Faruk would get together with fellow musicians and practice what they called Turkish jazz -- a style using traditional Turkish melodies. "A sense of the jazz was really similar to our traditional way, which they play the melody and then they always take the improvisation," says Faruk, who has since worked with the likes of Don Cherry, Ginger Baker, and John McLaughlin. "In Turkish music we do this in the middle. We play the melody, somebody takes the solo."

Even though Faruk hopes to one day incorporate the melodies of Charlie Parker or Miles Davis into his music, he stayed with a decidedly less adventurous approach for his latest album, Alif -- taking elements from various musical traditions in the areas surrounding Turkey and blending them with his own sound. "It's a Mediterranean concept in my mind that I was dreaming since my childhood," says Faruk. "Mediterranean cultures are really a common culture ... from Spain to Greece, Turkey, Persia, Arabia. People always interacted in these civilizations, cultures are very interwoven. So through music I wanted to celebrate it."

To achieve this, Faruk brought together singers like Greece's Glykeria, Persia's Mamak Khadem, and Israel's Zehava Ben, along with flamenco guitarist Jose Antonio Rodriguez Muñoz and multi-instrumentalist and world-music producer Steve Shehan. The result is a mélange of influences wrapped around the Turkish core of Faruk's masterful playing.

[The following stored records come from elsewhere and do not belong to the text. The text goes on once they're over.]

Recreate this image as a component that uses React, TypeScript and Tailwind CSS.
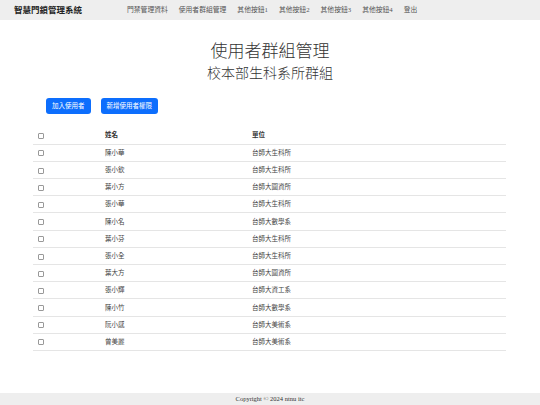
import React from "react";

const serif = { fontFamily: '"Liberation Serif", "Noto Sans CJK TC", serif' };
const sans = { fontFamily: '"Liberation Sans", "Noto Sans CJK TC", sans-serif' };

const navItems = ["門禁管理資料", "使用者群組管理", "其他按鈕1", "其他按鈕2", "其他按鈕3", "其他按鈕4", "登出"];

const rows: [string, string][] = [
  ["陳小華", "台師大生科所"],
  ["張小欽", "台師大生科所"],
  ["葉小方", "台師大圖資所"],
  ["張小華", "台師大生科所"],
  ["陳小名", "台師大數學系"],
  ["葉小芬", "台師大生科所"],
  ["張小全", "台師大生科所"],
  ["葉大方", "台師大圖資所"],
  ["張小輝", "台師大資工系"],
  ["陳小竹", "台師大數學系"],
  ["阮小感", "台師大美術系"],
  ["曾美麗", "台師大美術系"],
];

function Box() {
  return <span className="inline-block w-[6px] h-[6px] border border-[#999] rounded-[1px] bg-white align-middle" />;
}

export default function App() {
  return (
    <div className="min-h-[405px] w-[540px] flex flex-col bg-white text-[#212529]" style={serif}>
      <nav className="h-[20px] bg-[#eeeeee] flex items-center pl-[14px]">
        <span className="text-[8.5px] font-bold text-[#222] w-[113px] leading-none">智慧門鎖管理系統</span>
        <div className="flex items-center gap-[11px] text-[6.8px] text-[#555] leading-none">
          {navItems.map((n) => (
            <span key={n}>{n}</span>
          ))}
        </div>
      </nav>

      <main className="flex-1 flex flex-col">
        <div className="flex flex-col items-center pt-[21px]" style={sans}>
          <h1 className="text-[17px] font-light leading-[22px] text-[#333]">使用者群組管理</h1>
          <h2 className="text-[14px] font-light leading-[20px] text-[#333]">校本部生科系所群組</h2>
        </div>

        <div className="flex gap-[10px] pl-[46px] mt-[15px]" style={sans}>
          <button className="h-[16px] px-[6px] bg-[#0d6efd] text-white text-[6.5px] rounded-[3px] leading-none">加入使用者</button>
          <button className="h-[16px] px-[6px] bg-[#0d6efd] text-white text-[6.5px] rounded-[3px] leading-none">新增使用者權限</button>
        </div>

        <table className="mx-[33px] mt-[13px] w-[473px] border-collapse text-[6.5px] text-[#444]" style={serif}>
          <thead>
            <tr className="h-[17.2px] border-b border-[#e5e5e5]">
              <th className="w-[67px] pl-[5px] text-left font-normal"><Box /></th>
              <th className="w-[147px] pl-[5px] text-left font-bold text-[#333]">姓名</th>
              <th className="pl-[5px] text-left font-bold text-[#333]">單位</th>
            </tr>
          </thead>
          <tbody>
            {rows.map(([n, u]) => (
              <tr key={n} className="h-[17.2px] border-b border-[#e5e5e5]">
                <td className="pl-[5px]"><Box /></td>
                <td className="pl-[5px]">{n}</td>
                <td className="pl-[5px]">{u}</td>
              </tr>
            ))}
          </tbody>
        </table>
      </main>

      <footer className="h-[12px] bg-[#eeeeee] flex items-center justify-center text-[6.5px] text-[#333] leading-none">
        Copyright © 2024 ntnu itc
      </footer>
    </div>
  );
}
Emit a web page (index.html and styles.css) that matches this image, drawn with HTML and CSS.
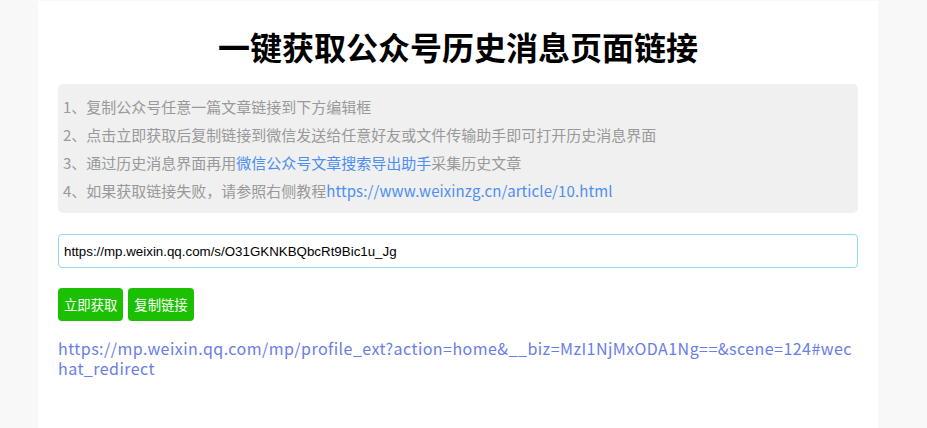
FILE: index.html
```html
<!DOCTYPE html>
<html lang="zh-CN">
<head>
    <meta charset="UTF-8">
    <meta name="viewport" content="width=device-width, initial-scale=1.0">
    <title>一键获取公众号历史消息页面链接</title>
    <link rel="stylesheet" href="styles.css">
</head>
<body>
    <div class="container">
        <h1>一键获取公众号历史消息页面链接</h1>
        <div class="tips">
            <p>1、复制公众号任意一篇文章链接到下方编辑框</p>
            <p>2、点击立即获取后复制链接到微信发送给任意好友或文件传输助手即可打开历史消息界面</p>
            <p>3、通过历史消息界面再用<a href="#">微信公众号文章搜索导出助手</a>采集历史文章</p>
            <p>4、如果获取链接失败，请参照右侧教程<a href="#" class="tutorial">https://www.weixinzg.cn/article/10.html</a></p>
        </div>
        <input type="text" id="url" class="url-input" value="https://mp.weixin.qq.com/s/O31GKNKBQbcRt9Bic1u_Jg">
        <div class="actions">
            <button id="getBtn">立即获取</button>
            <button id="copyBtn">复制链接</button>
        </div>
        <a class="result" id="result" href="#">https://mp.weixin.qq.com/mp/profile_ext?action=home&amp;__biz=MzI1NjMxODA1Ng==&amp;scene=124#wechat_redirect</a>
    </div>
</body>
</html>
```

FILE: styles.css
```css
* {
    margin: 0;
    padding: 0;
    box-sizing: border-box;
}

body {
    background-color: #f8f8f8;
    font-family: 'Noto Sans CJK SC', 'Microsoft YaHei', sans-serif;
    min-height: 100vh;
    padding-right: 11px;
}

.container {
    background-color: white;
    width: 840px;
    min-height: 427px;
    margin: 1px auto 0;
    padding: 0 20px 30px;
}

h1 {
    text-align: center;
    font-size: 32px;
    font-weight: 700;
    line-height: 40px;
    color: #000;
    padding-top: 25px;
    margin-bottom: 18px;
}

.tips {
    background-color: #f0f0f0;
    border-radius: 5px;
    padding: 9px 5px 8px;
}

.tips p {
    font-size: 15px;
    line-height: 28px;
    color: #999;
}

.tips a {
    color: #4d8ff0;
    text-decoration: none;
}

.tips .tutorial {
    letter-spacing: 0.1px;
}

.url-input {
    display: block;
    width: 100%;
    height: 34px;
    margin-top: 21px;
    padding: 0 5px;
    border: 1px solid #8ddcf2;
    border-radius: 4px;
    font-family: 'Liberation Sans', Arial, sans-serif;
    font-size: 13.33px;
    color: #000;
    outline: none;
}

.actions {
    display: flex;
    gap: 5px;
    margin-top: 20px;
}

.actions button {
    height: 33px;
    padding: 0 6px;
    background-color: #1bc100;
    color: white;
    border: none;
    border-radius: 4px;
    font-family: 'Noto Sans CJK SC', 'Microsoft YaHei', sans-serif;
    font-size: 13.33px;
    cursor: pointer;
}

.result {
    display: block;
    margin-top: 17px;
    font-size: 16px;
    line-height: 20px;
    letter-spacing: 0.45px;
    color: #6a7de6;
    text-decoration: none;
    word-break: break-all;
}
```
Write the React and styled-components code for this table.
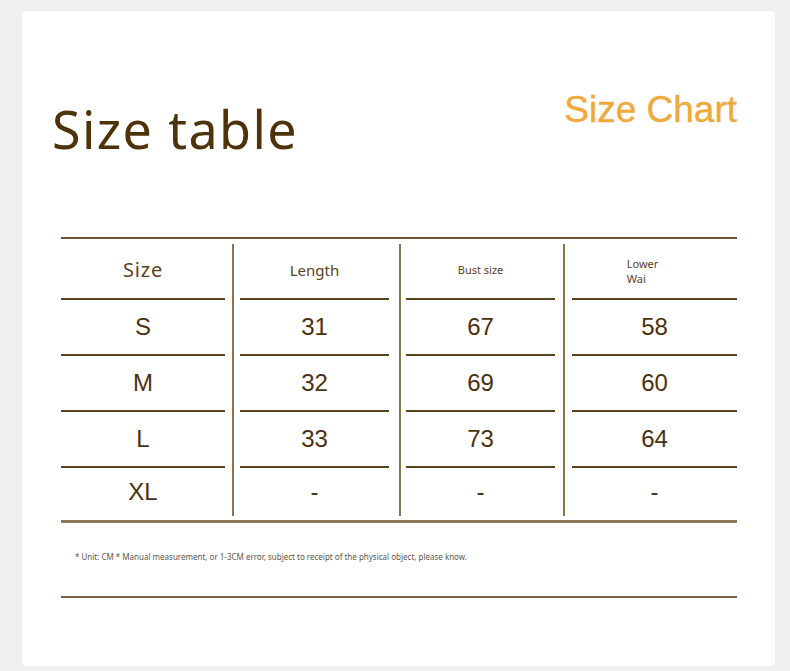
import React from 'react'
import styled, { createGlobalStyle } from 'styled-components'

const GlobalStyle = createGlobalStyle`
    html, body {
        margin: 0;
        padding: 0;
        background: #efefef;
    }
`

const columns = [
    { head: 'Size', headSize: 'big', values: ['S', 'M', 'L', 'XL'], pad: '0 7px 0 0' },
    { head: 'Length', headSize: 'mid', values: ['31', '32', '33', '-'], pad: '0 10px 0 6px', divider: true },
    { head: 'Bust size', headSize: 'small', values: ['67', '69', '73', '-'], pad: '0 8px 0 5px', divider: true },
    { head: ['Lower', 'Wai'], headSize: 'small', values: ['58', '60', '64', '-'], pad: '0 0 0 7px', divider: true },
]

function App() {
    return (
        <>
            <GlobalStyle />
            <Card>
                <Header>
                    <Title>Size table</Title>
                    <Badge>Size Chart</Badge>
                </Header>

                <Table>
                    <Grid>
                        {columns.map((col, i) => (
                            <Column key={i} $pad={col.pad} $divider={col.divider}>
                                <HeadCell>
                                    {Array.isArray(col.head) ? (
                                        <Stacked>
                                            {col.head.map((line) => <span key={line}>{line}</span>)}
                                        </Stacked>
                                    ) : (
                                        <HeadText $size={col.headSize}>{col.head}</HeadText>
                                    )}
                                </HeadCell>
                                {col.values.map((v, j) => (
                                    <Cell key={j} $last={j === col.values.length - 1}>{v}</Cell>
                                ))}
                            </Column>
                        ))}
                    </Grid>
                </Table>

                <Note>* Unit: CM * Manual measurement, or 1-3CM error, subject to receipt of the physical object, please know.</Note>
                <Rule />
            </Card>
        </>
    )
}

export default App

const Card = styled.div`
    box-sizing: border-box;
    width: 753px;
    height: 655px;
    margin: 11px 0 0 22px;
    padding: 0 38px 0 30px;
    background: #ffffff;
    border-radius: 4px;
`

const Header = styled.div`
    display: flex;
    justify-content: space-between;
    align-items: flex-start;
`

const Title = styled.h1`
    margin: 92px 0 0 0;
    font-family: "Noto Sans", "Open Sans", sans-serif;
    font-weight: 400;
    font-size: 52px;
    line-height: 52px;
    letter-spacing: 1.4px;
    color: #4e3209;
`

const Badge = styled.div`
    margin-top: 78px;
    font-family: "Liberation Sans", Arial, sans-serif;
    font-size: 37px;
    line-height: 1.15;
    color: #f0a93a;
    -webkit-text-stroke: 0.4px #f0a93a;
`

const Table = styled.div`
    margin: 82px 0 0 9px;
    padding: 5px 0 4px;
    border-top: 2px solid #6f5535;
    border-bottom: 3px solid #8e7856;
`

const Grid = styled.div`
    display: grid;
    grid-template-columns: 171px 167px 164px 1fr;
`

const Column = styled.div`
    display: flex;
    flex-direction: column;
    padding: ${(p) => p.$pad};
    border-left: ${(p) => (p.$divider ? '2px solid #8a7453' : 'none')};
`

const HeadCell = styled.div`
    height: 54px;
    display: flex;
    align-items: center;
    justify-content: center;
    border-bottom: 2px solid #5e4321;
    color: #5a4125;
    font-family: "Noto Sans", "Open Sans", sans-serif;
`

const HeadText = styled.span`
    font-size: ${(p) => (p.$size === 'big' ? '20px' : p.$size === 'mid' ? '15px' : '11px')};
    letter-spacing: ${(p) => (p.$size === 'big' ? '0.8px' : '0')};
    margin-top: -3px;
`

const Stacked = styled.div`
    display: flex;
    flex-direction: column;
    align-self: flex-start;
    margin: 12px 0 0 -24px;
    font-size: 11px;
    line-height: 15px;
`

const Cell = styled.div`
    height: ${(p) => (p.$last ? '48px' : '54px')};
    display: flex;
    align-items: center;
    justify-content: center;
    border-bottom: ${(p) => (p.$last ? 'none' : '2px solid #5e4321')};
    font-family: "Liberation Sans", Arial, sans-serif;
    font-size: 24px;
    color: #4a3110;
`

const Note = styled.p`
    margin: 28px 0 0 23px;
    font-family: "Noto Sans", "Open Sans", sans-serif;
    font-size: 8px;
    line-height: 12px;
    color: #5c5650;
`

const Rule = styled.div`
    margin: 33px 0 0 9px;
    height: 2px;
    background: #7a6246;
`
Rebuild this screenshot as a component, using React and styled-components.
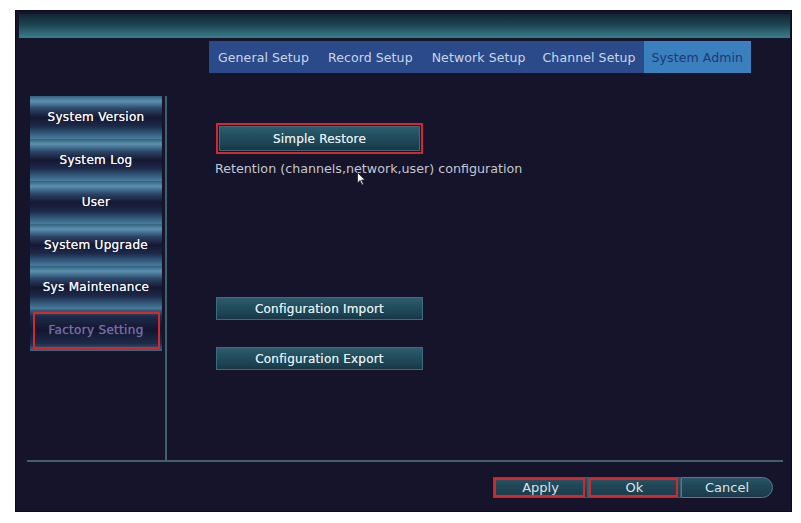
import React from "react";
import styled, { createGlobalStyle, css } from "styled-components";

const GlobalStyle = createGlobalStyle`
  html, body {
    margin: 0;
    padding: 0;
    background: #ffffff;
  }
  body {
    font-family: "DejaVu Sans", Verdana, sans-serif;
  }
`;

const Frame = styled.div`
  position: relative;
  width: 777px;
  height: 502px;
  margin: 10px 0 0 15px;
  background: #15142a;
  box-shadow: inset 0 0 0 1px #0c0b18;
  display: flex;
  flex-direction: column;
  overflow: hidden;
`;

const HeaderBand = styled.div`
  height: 24px;
  margin: 4px 2px 0 4px;
  background: linear-gradient(180deg, #112634 0%, #1d4452 45%, #2f6b78 80%, #3b7d89 100%);
`;

const TabBar = styled.div`
  display: flex;
  align-self: flex-start;
  height: 32px;
  margin: 3px 0 0 194px;
  background: #2a4a8a;
`;

const Tab = styled.div`
  display: flex;
  align-items: center;
  padding: 0 ${({ $pad }) => $pad}px;
  font-size: 12.5px;
  letter-spacing: 0.1px;
  color: #c9d6ea;
  white-space: nowrap;
  ${({ $active }) =>
    $active &&
    css`
      background: #3a7fbe;
      color: #1f3a72;
    `}
`;

const Body = styled.div`
  display: flex;
  height: 364px;
  margin-top: 23px;
`;

const Sidebar = styled.div`
  width: 132px;
  padding: 0 3px 0 15px;
  border-right: 2px solid #3f6272;
  display: flex;
  flex-direction: column;
`;

const SideItem = styled.div`
  position: relative;
  height: 42.5px;
  display: flex;
  align-items: center;
  justify-content: center;
  font-size: 12px;
  letter-spacing: 0.3px;
  color: #f2f4f8;
  text-shadow: 0 0 0.6px #ffffff;
  white-space: nowrap;
  background: linear-gradient(
    180deg,
    #33607e 0%,
    #5a91b0 12%,
    #2c4567 30%,
    #161731 50%,
    #1c2949 70%,
    #386384 90%,
    #4a7c9b 100%
  );
  ${({ $active }) =>
    $active &&
    css`
      color: #6f6da3;
      text-shadow: 0 0 0.8px #6f6da3;
      background: linear-gradient(
        180deg,
        #3b6a86 0%,
        #1d2b48 18%,
        #141530 50%,
        #1d2b48 82%,
        #3b6a86 100%
      );
      &::after {
        content: "";
        position: absolute;
        inset: 3px 2px 2px 3px;
        border: 2px solid #d5282e;
      }
    `}
`;

const Content = styled.div`
  position: relative;
  flex: 1;
  padding: 27px 0 0 49px;
  display: flex;
  flex-direction: column;
  align-items: flex-start;
`;

const Marked = styled.div`
  border: 2px solid #d5282e;
  padding: 1px;
  display: flex;
`;

const ActionButton = styled.div`
  width: ${({ $w }) => $w}px;
  height: ${({ $h }) => $h}px;
  display: flex;
  align-items: center;
  justify-content: center;
  box-sizing: border-box;
  border: 1px solid #3c6c7c;
  background: linear-gradient(180deg, #2d5d6e 0%, #22505f 35%, #1c4352 75%, #173645 100%);
  color: #e4ecf0;
  font-size: 12px;
  letter-spacing: 0.2px;
  text-shadow: 0 0 0.6px #c0d0d8;
  white-space: nowrap;
  margin-top: ${({ $top }) => $top || 0}px;
`;

const Description = styled.div`
  margin: 7px 0 0 -1px;
  font-size: 12.7px;
  color: #c3c8d2;
  white-space: nowrap;
`;

const Cursor = styled.svg`
  position: absolute;
  left: 190px;
  top: 76px;
`;

const Rule = styled.div`
  height: 2px;
  margin: 0 9px 0 12px;
  background: #41606e;
`;

const Footer = styled.div`
  display: flex;
  justify-content: flex-end;
  padding-right: 19px;
  margin-top: 15px;
`;

const FooterButton = styled.div`
  position: relative;
  width: ${({ $w }) => $w}px;
  height: 21px;
  box-sizing: border-box;
  display: flex;
  align-items: center;
  justify-content: center;
  font-size: 13px;
  color: #dbe3ea;
  border: 1px solid #34606f;
  background: linear-gradient(180deg, #2b5566 0%, #214757 40%, #1b3b4a 100%);
  ${({ $round }) =>
    $round &&
    css`
      border-radius: 0 11px 11px 0;
      border-color: #4f7f90;
    `}
  ${({ $marked }) =>
    $marked &&
    css`
      &::after {
        content: "";
        position: absolute;
        inset: 0 2px 0 0;
        border: 2px solid #d5282e;
      }
    `}
`;

const tabs = [
  { label: "General Setup", pad: 9 },
  { label: "Record Setup", pad: 10 },
  { label: "Network Setup", pad: 9 },
  { label: "Channel Setup", pad: 8 },
  { label: "System Admin", pad: 8, active: true },
];

const sideItems = [
  "System Version",
  "System Log",
  "User",
  "System Upgrade",
  "Sys Maintenance",
  "Factory Setting",
];

export default function App() {
  return (
    <>
      <GlobalStyle />
      <Frame>
        <HeaderBand />
        <TabBar>
          {tabs.map((t) => (
            <Tab key={t.label} $pad={t.pad} $active={t.active}>
              {t.label}
            </Tab>
          ))}
        </TabBar>
        <Body>
          <Sidebar>
            {sideItems.map((item) => (
              <SideItem key={item} $active={item === "Factory Setting"}>
                {item}
              </SideItem>
            ))}
          </Sidebar>
          <Content>
            <Marked>
              <ActionButton $w={201} $h={25}>
                Simple Restore
              </ActionButton>
            </Marked>
            <Description>Retention (channels,network,user) configuration</Description>
            <ActionButton $w={207} $h={23} $top={121}>
              Configuration Import
            </ActionButton>
            <ActionButton $w={207} $h={23} $top={27}>
              Configuration Export
            </ActionButton>
            <Cursor width="9" height="14" viewBox="0 0 9 14">
              <path d="M0.5 0.5 L0.5 11 L3 8.5 L5 13 L6.5 12.3 L4.6 8 L8 8 Z" fill="#f4f4f4" stroke="#202030" strokeWidth="0.8" />
            </Cursor>
          </Content>
        </Body>
        <Rule />
        <Footer>
          <FooterButton $w={95} $marked>
            Apply
          </FooterButton>
          <FooterButton $w={93} $marked>
            Ok
          </FooterButton>
          <FooterButton $w={92} $round>
            Cancel
          </FooterButton>
        </Footer>
      </Frame>
    </>
  );
}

But through all the gyrations of his fluctuating career, and for all his recent success, Faruk never wavers on the point of his calling. "The music is a universal language; through music we become universally bonded to each other. It's a beautiful thing that we can experience each other without seeing differences," says Faruk enthusiastically. "People always come and talk to me, and even though they don't understand what I say, they say they feel what I do when I perform. So this is a beautiful thing. Music is our ultimate salvation to celebrate our humanity, our brotherhood."